### [The problem]
Transcribe the listing that follows in full, omitting pictures.

==================================================

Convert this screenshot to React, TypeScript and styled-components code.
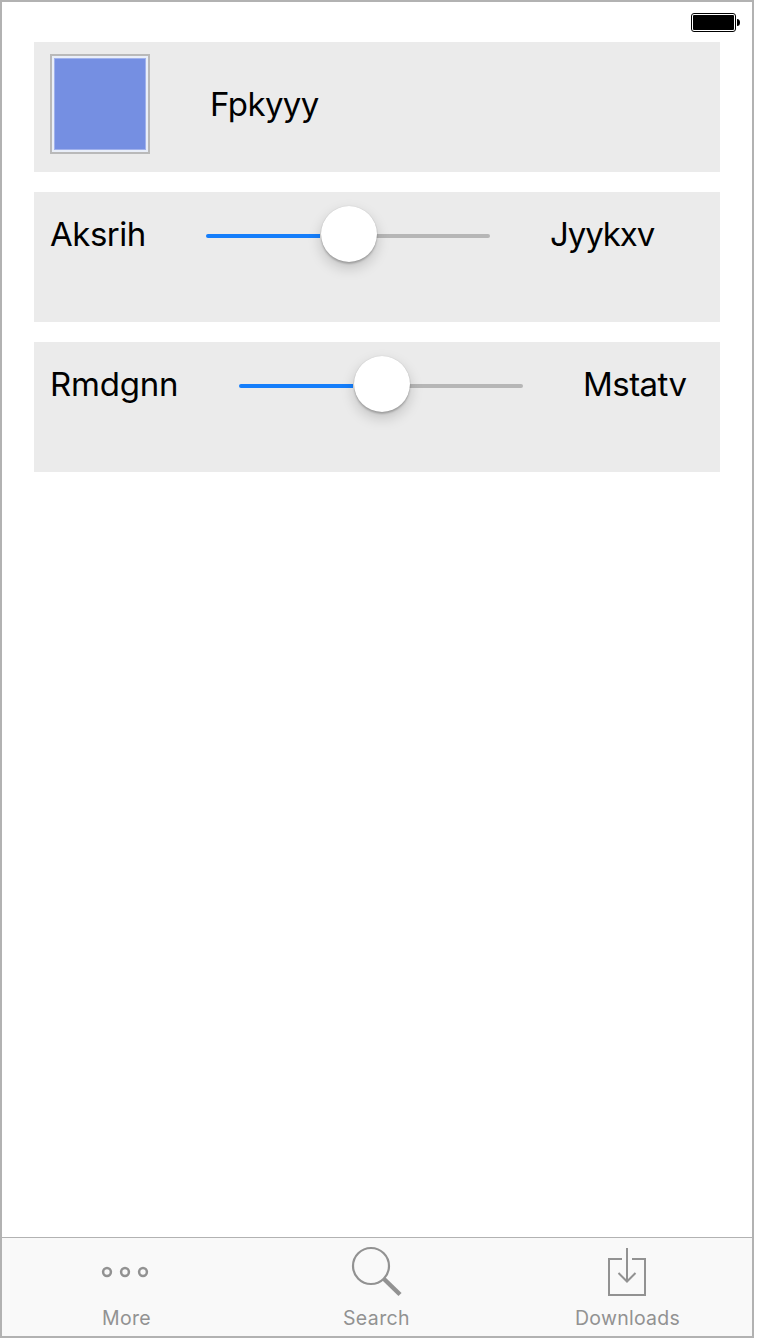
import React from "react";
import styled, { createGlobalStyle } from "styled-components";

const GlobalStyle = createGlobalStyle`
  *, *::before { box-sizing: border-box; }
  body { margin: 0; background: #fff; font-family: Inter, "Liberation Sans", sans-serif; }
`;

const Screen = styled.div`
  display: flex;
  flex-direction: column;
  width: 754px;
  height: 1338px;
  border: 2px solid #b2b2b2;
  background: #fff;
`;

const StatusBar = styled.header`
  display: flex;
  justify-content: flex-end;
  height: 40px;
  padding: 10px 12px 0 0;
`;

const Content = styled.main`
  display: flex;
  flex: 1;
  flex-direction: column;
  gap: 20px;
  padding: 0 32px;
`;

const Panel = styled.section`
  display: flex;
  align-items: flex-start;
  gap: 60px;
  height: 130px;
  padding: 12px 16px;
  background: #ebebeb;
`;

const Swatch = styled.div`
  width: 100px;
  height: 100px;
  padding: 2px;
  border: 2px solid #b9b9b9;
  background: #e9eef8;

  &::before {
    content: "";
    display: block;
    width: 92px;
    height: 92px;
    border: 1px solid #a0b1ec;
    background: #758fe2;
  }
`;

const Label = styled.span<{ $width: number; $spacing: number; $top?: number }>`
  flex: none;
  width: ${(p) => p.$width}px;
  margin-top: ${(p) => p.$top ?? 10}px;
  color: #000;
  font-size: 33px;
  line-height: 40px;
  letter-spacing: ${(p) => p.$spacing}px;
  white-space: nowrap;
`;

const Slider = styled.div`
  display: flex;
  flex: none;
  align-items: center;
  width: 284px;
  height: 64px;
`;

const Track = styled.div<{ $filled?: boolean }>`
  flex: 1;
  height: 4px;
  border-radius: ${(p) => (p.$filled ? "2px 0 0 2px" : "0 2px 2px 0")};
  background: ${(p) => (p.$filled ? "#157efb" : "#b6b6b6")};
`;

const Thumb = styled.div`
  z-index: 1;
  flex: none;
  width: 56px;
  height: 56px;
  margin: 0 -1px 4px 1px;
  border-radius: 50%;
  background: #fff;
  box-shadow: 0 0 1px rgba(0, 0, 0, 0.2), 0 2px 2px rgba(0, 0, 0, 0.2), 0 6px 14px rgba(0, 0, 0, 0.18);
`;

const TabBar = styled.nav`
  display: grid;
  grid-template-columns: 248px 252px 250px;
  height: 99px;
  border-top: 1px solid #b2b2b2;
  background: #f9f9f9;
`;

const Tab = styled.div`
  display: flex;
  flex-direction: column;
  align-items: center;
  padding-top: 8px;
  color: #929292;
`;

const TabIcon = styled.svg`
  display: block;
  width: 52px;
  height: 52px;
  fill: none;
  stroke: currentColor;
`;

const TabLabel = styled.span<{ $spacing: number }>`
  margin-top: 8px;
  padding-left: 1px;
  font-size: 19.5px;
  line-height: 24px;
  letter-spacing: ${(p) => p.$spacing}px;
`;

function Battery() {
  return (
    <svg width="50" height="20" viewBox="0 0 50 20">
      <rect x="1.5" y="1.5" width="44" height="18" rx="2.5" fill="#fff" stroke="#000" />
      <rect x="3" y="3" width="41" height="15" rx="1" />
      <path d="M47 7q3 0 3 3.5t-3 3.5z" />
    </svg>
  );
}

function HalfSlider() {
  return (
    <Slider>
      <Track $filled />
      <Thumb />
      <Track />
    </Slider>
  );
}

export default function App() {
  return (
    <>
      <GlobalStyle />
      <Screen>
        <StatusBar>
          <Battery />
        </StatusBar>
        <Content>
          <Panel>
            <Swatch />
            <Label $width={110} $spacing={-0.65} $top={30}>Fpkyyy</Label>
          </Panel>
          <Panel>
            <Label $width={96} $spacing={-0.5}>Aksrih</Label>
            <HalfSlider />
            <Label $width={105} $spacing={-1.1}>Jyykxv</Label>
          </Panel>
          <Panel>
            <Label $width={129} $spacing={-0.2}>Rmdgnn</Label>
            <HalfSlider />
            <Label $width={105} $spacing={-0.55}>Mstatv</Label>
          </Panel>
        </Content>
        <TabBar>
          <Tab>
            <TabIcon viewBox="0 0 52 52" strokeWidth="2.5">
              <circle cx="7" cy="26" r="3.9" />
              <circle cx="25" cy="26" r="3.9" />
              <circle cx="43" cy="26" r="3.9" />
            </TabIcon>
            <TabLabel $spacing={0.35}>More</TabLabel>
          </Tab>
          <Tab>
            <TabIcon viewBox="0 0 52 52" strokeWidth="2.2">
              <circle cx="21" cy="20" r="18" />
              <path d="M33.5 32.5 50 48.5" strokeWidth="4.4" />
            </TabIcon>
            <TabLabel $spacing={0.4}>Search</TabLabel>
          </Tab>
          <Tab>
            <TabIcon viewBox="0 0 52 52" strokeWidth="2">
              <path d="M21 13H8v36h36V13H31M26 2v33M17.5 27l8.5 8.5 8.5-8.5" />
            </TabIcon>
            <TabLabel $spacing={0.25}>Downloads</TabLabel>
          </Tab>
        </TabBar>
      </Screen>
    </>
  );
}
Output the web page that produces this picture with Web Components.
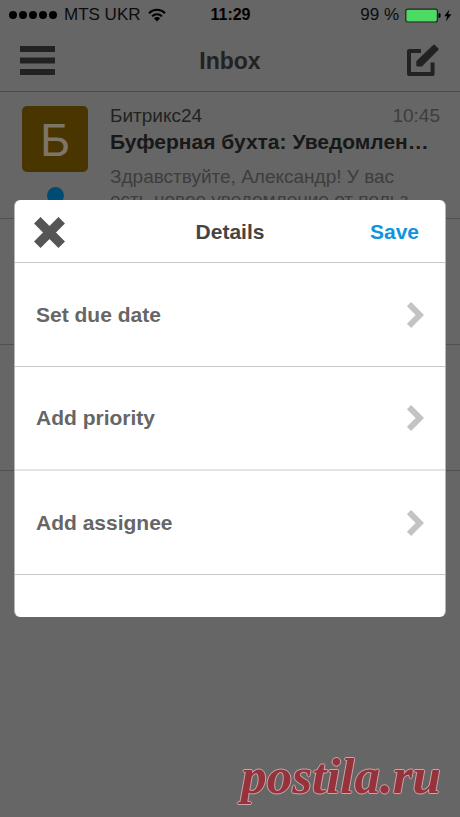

==================================================

### [Result for this exercise]
Convert this screenshot to React, TypeScript and styled-components code.
import React from "react";
import styled, { createGlobalStyle } from "styled-components";

const GlobalStyle = createGlobalStyle`
  *, *::before { box-sizing: border-box; }
  body { margin: 0; background: #fff; font-family: Inter, "Liberation Sans", sans-serif; }
`;

const Screen = styled.div`
  display: flex;
  flex-direction: column;
  width: 754px;
  height: 1338px;
  border: 2px solid #b2b2b2;
  background: #fff;
`;

const StatusBar = styled.header`
  display: flex;
  justify-content: flex-end;
  height: 40px;
  padding: 10px 12px 0 0;
`;

const Content = styled.main`
  display: flex;
  flex: 1;
  flex-direction: column;
  gap: 20px;
  padding: 0 32px;
`;

const Panel = styled.section`
  display: flex;
  align-items: flex-start;
  gap: 60px;
  height: 130px;
  padding: 12px 16px;
  background: #ebebeb;
`;

const Swatch = styled.div`
  width: 100px;
  height: 100px;
  padding: 2px;
  border: 2px solid #b9b9b9;
  background: #e9eef8;

  &::before {
    content: "";
    display: block;
    width: 92px;
    height: 92px;
    border: 1px solid #a0b1ec;
    background: #758fe2;
  }
`;

const Label = styled.span<{ $width: number; $spacing: number; $top?: number }>`
  flex: none;
  width: ${(p) => p.$width}px;
  margin-top: ${(p) => p.$top ?? 10}px;
  color: #000;
  font-size: 33px;
  line-height: 40px;
  letter-spacing: ${(p) => p.$spacing}px;
  white-space: nowrap;
`;

const Slider = styled.div`
  display: flex;
  flex: none;
  align-items: center;
  width: 284px;
  height: 64px;
`;

const Track = styled.div<{ $filled?: boolean }>`
  flex: 1;
  height: 4px;
  border-radius: ${(p) => (p.$filled ? "2px 0 0 2px" : "0 2px 2px 0")};
  background: ${(p) => (p.$filled ? "#157efb" : "#b6b6b6")};
`;

const Thumb = styled.div`
  z-index: 1;
  flex: none;
  width: 56px;
  height: 56px;
  margin: 0 -1px 4px 1px;
  border-radius: 50%;
  background: #fff;
  box-shadow: 0 0 1px rgba(0, 0, 0, 0.2), 0 2px 2px rgba(0, 0, 0, 0.2), 0 6px 14px rgba(0, 0, 0, 0.18);
`;

const TabBar = styled.nav`
  display: grid;
  grid-template-columns: 248px 252px 250px;
  height: 99px;
  border-top: 1px solid #b2b2b2;
  background: #f9f9f9;
`;

const Tab = styled.div`
  display: flex;
  flex-direction: column;
  align-items: center;
  padding-top: 8px;
  color: #929292;
`;

const TabIcon = styled.svg`
  display: block;
  width: 52px;
  height: 52px;
  fill: none;
  stroke: currentColor;
`;

const TabLabel = styled.span<{ $spacing: number }>`
  margin-top: 8px;
  padding-left: 1px;
  font-size: 19.5px;
  line-height: 24px;
  letter-spacing: ${(p) => p.$spacing}px;
`;

function Battery() {
  return (
    <svg width="50" height="20" viewBox="0 0 50 20">
      <rect x="1.5" y="1.5" width="44" height="18" rx="2.5" fill="#fff" stroke="#000" />
      <rect x="3" y="3" width="41" height="15" rx="1" />
      <path d="M47 7q3 0 3 3.5t-3 3.5z" />
    </svg>
  );
}

function HalfSlider() {
  return (
    <Slider>
      <Track $filled />
      <Thumb />
      <Track />
    </Slider>
  );
}

export default function App() {
  return (
    <>
      <GlobalStyle />
      <Screen>
        <StatusBar>
          <Battery />
        </StatusBar>
        <Content>
          <Panel>
            <Swatch />
            <Label $width={110} $spacing={-0.65} $top={30}>Fpkyyy</Label>
          </Panel>
          <Panel>
            <Label $width={96} $spacing={-0.5}>Aksrih</Label>
            <HalfSlider />
            <Label $width={105} $spacing={-1.1}>Jyykxv</Label>
          </Panel>
          <Panel>
            <Label $width={129} $spacing={-0.2}>Rmdgnn</Label>
            <HalfSlider />
            <Label $width={105} $spacing={-0.55}>Mstatv</Label>
          </Panel>
        </Content>
        <TabBar>
          <Tab>
            <TabIcon viewBox="0 0 52 52" strokeWidth="2.5">
              <circle cx="7" cy="26" r="3.9" />
              <circle cx="25" cy="26" r="3.9" />
              <circle cx="43" cy="26" r="3.9" />
            </TabIcon>
            <TabLabel $spacing={0.35}>More</TabLabel>
          </Tab>
          <Tab>
            <TabIcon viewBox="0 0 52 52" strokeWidth="2.2">
              <circle cx="21" cy="20" r="18" />
              <path d="M33.5 32.5 50 48.5" strokeWidth="4.4" />
            </TabIcon>
            <TabLabel $spacing={0.4}>Search</TabLabel>
          </Tab>
          <Tab>
            <TabIcon viewBox="0 0 52 52" strokeWidth="2">
              <path d="M21 13H8v36h36V13H31M26 2v33M17.5 27l8.5 8.5 8.5-8.5" />
            </TabIcon>
            <TabLabel $spacing={0.25}>Downloads</TabLabel>
          </Tab>
        </TabBar>
      </Screen>
    </>
  );
}
Output the web page that produces this picture with Web Components.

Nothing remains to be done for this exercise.